Speaker 2 There's a letter, you found the newsletter this morning from Mike Pompeo to Johnson.
Speaker 2 We write as individuals, it's him and the head of the Hudson Institute, as you consider the path forward in the House of Representatives for the national security supplemental that includes critical replenishment of U.S.
Speaker 2 weapons stocks and support to our allies. We encourage you to lead with conviction and bring the aid package to a vote.
Speaker 2 I think we're kind of past the point of no return on leading with conviction, but
Speaker 2 the Pompeo factor of all this is interesting.
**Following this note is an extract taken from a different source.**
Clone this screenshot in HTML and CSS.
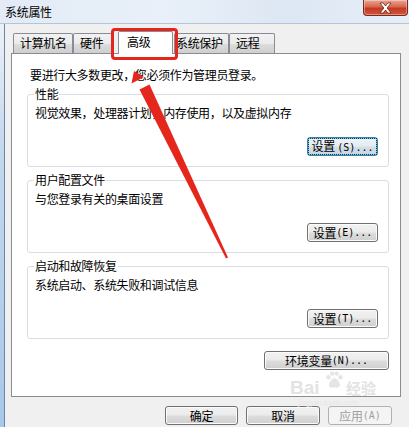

Speaker 2 I mean, he's like the one person that has just tried to walk this MAGA isolationist, but also I'm still, you know, I still believe in the post-World War II world order, you know, tightrope as much as anybody.
Speaker 2 Does he have any influence anymore? Or is this just a retired guy powling at the moon?
Speaker 3 He's been to the Hill. Hudson has brought him, he's, I think, associated with Hudson now.
Speaker 3 Hudson's brought him to the Hill several times, and I'm told he gets good attendance of Republican members of Congress, and they respect him.
Speaker 3
And so he's not like bringing, you know, one of us us rhino-types or never Trump Republicans to the Hills. So maybe he could do good.
It wouldn't hurt if Pence and others weighed in on this too.
Speaker 3
And Nikki Haley could, you know, she's been good on this. And obviously, she's taking a bit of a break after losing to Trump.
But again, she can write a letter. I don't know.
Speaker 3 I feel like this is the moment when you see what's happening in Ukraine, it's so horrible.
Speaker 3 And it's so shameful that we're not doing the minimal thing we could do, which is simply send them the weapons. I mean, I personally am sort of open to no-fly zones and much greater NATO and U.S.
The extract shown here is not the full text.